I propose that a NFTX pool is set up, and a small treasury amount is used to provide ongoing liquidity. Example - 1ETH / 20 Bears
By adding your NFT to an NFTX vault you mint an ERC-20 token that has a 1:1 claim on a random NFT inside the vault.
Unlike a non-fungible token (NFT), an ERC-20 is fungible (all tokens are the same) and this allows it to be:
- Instantly sold at an AMM (like Sushiswap)
- Pooled in an AMM to earn trading fees
- Used as collateral to borrow stablecoins
Tokens can be used to redeem a random vault NFT at any time.
-Allows a fraction of bear to be purchased.
-Allows bear holders to exit if necessary.
-Allows bear holders to swap their bears for another in the pool.
-Stabilizes price floor. If something is listed very low on opensea, it can be purchased by a user and sold to the NFTX pool (arbitrage trade), raising the OS floor price and increasing volume.
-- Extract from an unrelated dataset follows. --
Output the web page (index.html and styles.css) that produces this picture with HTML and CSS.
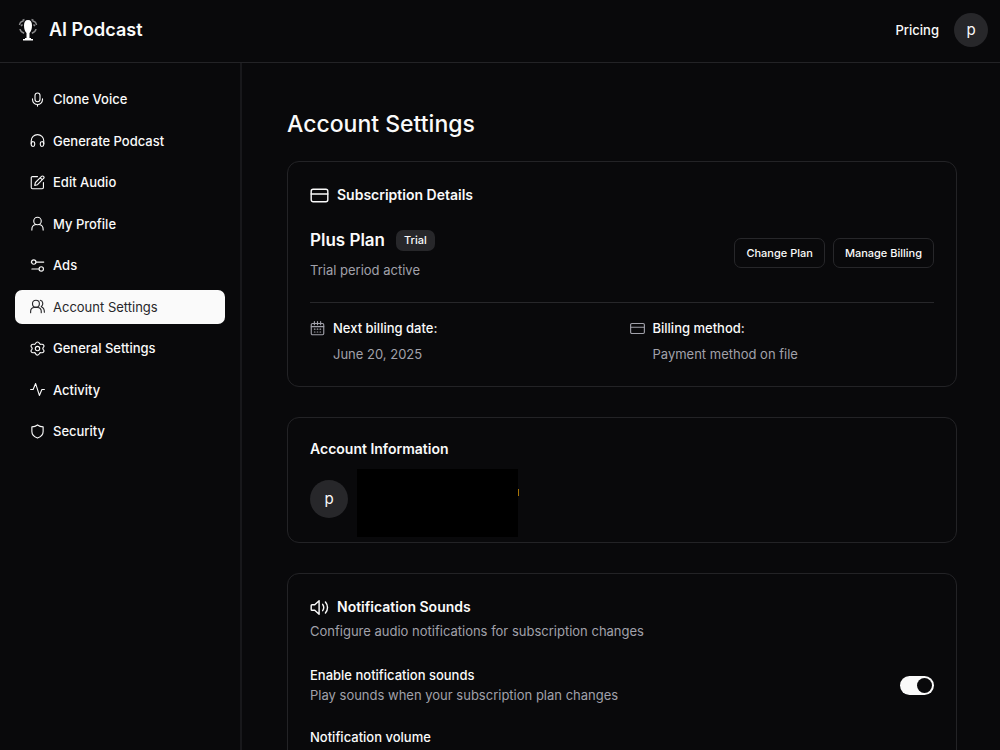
FILE: index.html
```html
<!DOCTYPE html>
<html lang="en">
<head>
<meta charset="utf-8">
<meta name="viewport" content="width=device-width, initial-scale=1">
<title>AI Podcast - Account Settings</title>
<link rel="stylesheet" href="styles.css">
</head>
<body>
<div class="app">
  <header class="topbar">
    <a class="brand" href="#">
      <svg class="logo" viewBox="0 0 20 24" aria-hidden="true">
        <path class="logo-line" d="M5.500 3.500C4 3 2 4 1.500 7M14.500 3.500C16 3 18 4 18.500 7M4.500 6.500L3 8M15.500 6.500L17 8M2 11c.3 2 2 3.500 4.200 4.300M18 11c-.3 2-2 3.500-4.200 4.300M4.500 2.500l2-1M15.500 2.500l-2-1"/>
        <path class="logo-fill" d="M10 2c2.800 0 4 2 4 5.500 0 3.500-1 6-2.500 7.500V20h1.500v1h2v1.500H5V21h2v-1h1.500v-5C7 13.500 6 11 6 7.500 6 4 7.200 2 10 2z"/>
      </svg>
      <span>AI Podcast</span>
    </a>
    <div class="topbar-end">
      <a class="pricing" href="#">Pricing</a>
      <button class="avatar avatar-small" type="button" aria-label="Open user menu">p</button>
    </div>
  </header>
  <div class="body">
    <nav class="sidebar" aria-label="Main">
      <div class="nav-list">
      <a class="nav-item" href="#"><svg class="icon" viewBox="0 0 24 24"><rect x="8" y="1.500" width="8" height="14" rx="4"/><path d="M4 11v1a8 8 0 0 0 16 0v-1M12 20V22.500"/></svg>Clone Voice</a>
      <a class="nav-item" href="#"><svg class="icon" viewBox="0 0 24 24"><path d="M2 17v-4.500a10 10 0 0 1 20 0V17"/><path d="M2 16.500c0-2 1.500-3 3.300-2.700C7 14 7.500 15 7.500 16.500v2c0 1.800-.8 3-2.500 3-2 0-3-1.500-3-3zM22 16.500c0-2-1.500-3-3.300-2.700-1.700.2-2.200 1.200-2.200 2.700v2c0 1.800.8 3 2.500 3 2 0 3-1.500 3-3z"/></svg>Generate Podcast</a>
      <a class="nav-item" href="#"><svg class="icon" viewBox="0 0 24 24"><path d="M12 2.500H4a2 2 0 0 0-2 2V20a2 2 0 0 0 2 2h15.500a2 2 0 0 0 2-2v-8"/><path d="M18.500 2.300a2.200 2.200 0 0 1 3.200 3.200L12 15.500l-4.500 1.200L8.700 12zM16.500 4.500l3 3"/></svg>Edit Audio</a>
      <a class="nav-item" href="#"><svg class="icon" viewBox="0 0 24 24"><circle cx="12" cy="8" r="6"/><path d="M3 22.500v-1.500c0-4 3-7 6.500-7.500M21 22.500v-1.500c0-4-3-7-6.500-7.500"/></svg>My Profile</a>
      <a class="nav-item" href="#"><svg class="icon" viewBox="0 0 24 24"><circle cx="6" cy="6.500" r="3.500"/><path d="M9.500 6.500H22M2 6.500h.5M3 17.500h11.500"/><circle cx="18" cy="17.500" r="3.500"/></svg>Ads</a>
      <a class="nav-item active" href="#" aria-current="page"><svg class="icon" viewBox="0 0 24 24"><circle cx="9.500" cy="7.500" r="5.500"/><path d="M1 22v-2c0-4 2.500-6.500 6-6.500h5c3.500 0 6 2.500 6 6.500v2M16.500 2c4.500.8 5.500 7.500 1.500 10.500 3.500 1.300 5 4.500 5 8.500"/></svg>Account Settings</a>
      <a class="nav-item" href="#"><svg class="icon" viewBox="0 0 24 24"><path d="M12 1.500c1.500 0 2.500.8 3 2.200.5 1.500 1.500 2 3 1.600 2-.4 3.200 0 4 1.500.7 1.300.4 2.400-.7 3.500-1 1.100-1 2.300 0 3.400 1.100 1.100 1.400 2.200.7 3.500-.8 1.500-2 1.900-4 1.500-1.500-.4-2.500.1-3 1.600-.5 1.400-1.500 2.200-3 2.200s-2.500-.8-3-2.200c-.5-1.500-1.500-2-3-1.600-2 .4-3.200 0-4-1.500-.7-1.300-.4-2.400.7-3.500 1-1.100 1-2.300 0-3.400C1.600 9.200 1.300 8.100 2 6.800c.8-1.500 2-1.900 4-1.500 1.500.4 2.500-.1 3-1.600.5-1.400 1.500-2.200 3-2.200z"/><circle cx="12" cy="12" r="3.500"/></svg>General Settings</a>
      <a class="nav-item" href="#"><svg class="icon" viewBox="0 0 24 24"><path d="M1 12h4L9 2.500l6 19 4-9.500h4"/></svg>Activity</a>
      <a class="nav-item" href="#"><svg class="icon" viewBox="0 0 24 24"><path d="M12 1.500c2.500 2 5.500 3 9 3V12c0 5-3.500 8.500-9 10.500C6.500 20.500 3 17 3 12V4.500c3.500 0 6.500-1 9-3z"/></svg>Security</a>
      </div>
    </nav>
    <main class="main">
      <h1 class="page-title">Account Settings</h1>

      <section class="card" aria-labelledby="sub-title">
        <h2 class="card-title with-icon" id="sub-title"><svg class="icon icon-large" viewBox="0 0 24 24"><rect x="1.500" y="4" width="21" height="16" rx="2.500"/><path d="M1.500 10h21"/></svg>Subscription Details</h2>
        <div class="plan">
          <div class="plan-info">
            <div class="plan-head"><h3 class="plan-name">Plus Plan</h3><span class="badge">Trial</span></div>
            <p class="muted">Trial period active</p>
          </div>
          <div class="actions">
            <button class="button" type="button">Change Plan</button>
            <button class="button" type="button">Manage Billing</button>
          </div>
        </div>
        <dl class="billing">
          <div class="billing-item">
            <dt><svg class="icon dim" viewBox="0 0 24 24"><rect x="2" y="4" width="20" height="18" rx="2"/><path d="M7 1v5M12 1v5M17 1v5M2 9h20M7 13h1M11.500 13h1M16 13h1M7 17.500h1M11.500 17.500h1M16 17.500h1"/></svg>Next billing date:</dt>
            <dd class="muted">June 20, 2025</dd>
          </div>
          <div class="billing-item">
            <dt><svg class="icon dim" viewBox="0 0 24 24"><rect x="1" y="4" width="22" height="16" rx="2"/><path d="M1 10h22"/></svg>Billing method:</dt>
            <dd class="muted">Payment method on file</dd>
          </div>
        </dl>
      </section>

      <section class="card" aria-labelledby="info-title">
        <h2 class="card-title" id="info-title">Account Information</h2>
        <div class="account">
          <span class="avatar">p</span>
          <div class="account-details"><span class="redaction"></span></div>
        </div>
      </section>

      <section class="card" aria-labelledby="sound-title">
        <h2 class="card-title with-icon" id="sound-title"><svg class="icon icon-large" viewBox="0 0 24 24"><path d="M1.500 9.500q0-1 1-1H6L11.500 3.500V20.500L6 15.500H2.500q-1 0-1-1zM16 8c1.700 2.500 1.700 5.500 0 8M19.500 5c3.500 4 3.500 10 0 14"/></svg>Notification Sounds</h2>
        <p class="muted card-text">Configure audio notifications for subscription changes</p>
        <div class="setting">
          <div>
            <label class="setting-label" for="sounds">Enable notification sounds</label>
            <p class="muted setting-text">Play sounds when your subscription plan changes</p>
          </div>
          <input class="switch" id="sounds" type="checkbox" role="switch" checked>
        </div>
        <div class="volume">
          <label class="setting-label" for="volume">Notification volume</label>
          <input class="slider" id="volume" type="range" value="50">
        </div>
      </section>
    </main>
  </div>
</div>
</body>
</html>
```
FILE: styles.css
```css
* {
  box-sizing: border-box;
}

body {
  margin: 0;
  background: #09090b;
  color: #fafafa;
  font: 500 13px/20px Inter, "Liberation Sans", sans-serif;
}

h1, h2, h3, p, dl, dd {
  margin: 0;
}

a {
  color: inherit;
  text-decoration: none;
}

button {
  font: inherit;
  color: inherit;
  cursor: pointer;
}

.app {
  display: flex;
  flex-direction: column;
  height: 100vh;
}

.topbar {
  display: flex;
  align-items: center;
  justify-content: space-between;
  flex: none;
  padding: 13px 12px 15px 18px;
  border-bottom: 1px solid #232326;
}

.brand {
  display: flex;
  align-items: center;
  gap: 11px;
  font-size: 18px;
  font-weight: 600;
  line-height: 28px;
}

.logo {
  width: 20px;
  height: 24px;
}

.logo-fill {
  fill: #fff;
}

.logo-line {
  fill: none;
  stroke: #8a8a8c;
  stroke-width: 1.5;
}

.topbar-end {
  display: flex;
  align-items: center;
  gap: 15px;
}

.avatar {
  display: flex;
  align-items: center;
  justify-content: center;
  flex: none;
  width: 38px;
  height: 38px;
  padding: 0;
  border: 0;
  border-radius: 50%;
  background: #27272a;
  font-size: 15px;
  font-weight: 400;
}

.avatar-small {
  width: 34px;
  height: 34px;
}

.body {
  display: flex;
  flex: 1;
  min-height: 0;
}

.sidebar {
  flex: none;
  width: 242px;
  padding: 19px 15px;
  border-right: 2px solid #18181b;
}

.nav-list {
  display: flex;
  flex-direction: column;
  justify-content: space-between;
  min-height: 366px;
}

.nav-item {
  display: flex;
  align-items: center;
  gap: 8px;
  padding: 7px 15px;
  border-radius: 7px;
}

.nav-item.active {
  background: #fafafa;
  color: #27272a;
  font-weight: 400;
}

.icon {
  flex: none;
  width: 15px;
  height: 15px;
  fill: none;
  stroke: currentColor;
  stroke-width: 1.8;
  stroke-linecap: round;
  stroke-linejoin: round;
}

.icon-large {
  width: 19px;
  height: 19px;
}

.dim {
  color: #a1a1aa;
}

.main {
  display: flex;
  flex-direction: column;
  flex: 1;
  gap: 30px;
  min-width: 0;
  padding: 45px 43px 45px 45px;
  overflow-y: auto;
  scrollbar-width: none;
}

.page-title {
  margin-bottom: -9px;
  font-size: 23px;
  font-weight: 500;
  line-height: 32px;
}

.card {
  flex: none;
  padding: 22px;
  border: 1px solid #232326;
  border-radius: 12px;
}

.card-title {
  display: flex;
  align-items: center;
  gap: 8px;
  font-size: 14px;
  font-weight: 600;
  line-height: 18px;
}

.with-icon {
  min-height: 22px;
}

.muted {
  color: #a1a1aa;
  font-weight: 400;
}

.plan {
  display: flex;
  align-items: center;
  justify-content: space-between;
  margin-top: 19px;
  padding-bottom: 22px;
  border-bottom: 1px solid #27272a;
}

.plan-info {
  display: grid;
  gap: 9px;
  padding-top: 4px;
}

.plan-head {
  display: flex;
  align-items: center;
  gap: 11px;
}

.plan-name {
  font-size: 17px;
  font-weight: 600;
  line-height: 22px;
}

.badge {
  padding: 2px 8px;
  border-radius: 7px;
  background: #27272a;
  font-size: 11px;
  line-height: 17px;
}

.actions {
  display: flex;
  gap: 8px;
}

.button {
  padding: 6px 11px;
  border: 1px solid #27272a;
  border-radius: 7px;
  background: none;
  font-size: 11px;
  line-height: 16px;
}

.billing {
  display: grid;
  grid-template-columns: 1fr 1fr;
  gap: 15px;
  padding-top: 15px;
}

.billing-item {
  display: grid;
  gap: 6px;
}

.billing-item dt {
  display: flex;
  align-items: center;
  gap: 8px;
}

.billing-item dd {
  padding-left: 23px;
}

.account {
  display: flex;
  align-items: center;
  gap: 9px;
  margin-top: 22px;
  padding-bottom: 2px;
}

.account-details {
  position: relative;
  align-self: stretch;
  flex: 1;
}

.redaction {
  position: absolute;
  top: -11px;
  left: 0;
  width: 161px;
  height: 68px;
  background: #000;
}

.redaction::after {
  content: "";
  position: absolute;
  top: 20px;
  right: -1px;
  width: 1px;
  height: 7px;
  background: #a87508;
}

.card-text {
  margin-top: 3px;
}

.setting {
  display: flex;
  align-items: center;
  justify-content: space-between;
  margin-top: 24px;
}

.setting-label {
  display: block;
}

.switch {
  appearance: none;
  flex: none;
  width: 34px;
  height: 19px;
  margin: 0;
  padding: 2px;
  border-radius: 10px;
  background: #71717a;
}

.switch::before {
  content: "";
  display: block;
  width: 15px;
  height: 15px;
  border-radius: 50%;
  background: #09090b;
}

.switch:checked {
  background: #fafafa;
}

.switch:checked::before {
  margin-left: auto;
}

.volume {
  display: grid;
  gap: 12px;
  margin-top: 22px;
}

.slider {
  width: 100%;
  margin: 0;
  accent-color: #fafafa;
}
```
-Another shop window for project exposure.
-Fees earned (paid out in bears) can be used for giveaways/burns etc.
- Impermanent loss may occur in providing liquidity. If price was to rise steeply, liquidity bears would be sold for ETH. If price was to decline steeply, the ETH would be sold for bears.
As a ETH/NFT/DEFI centric DAO I believe this is a step in the right direction and welcome all discussion.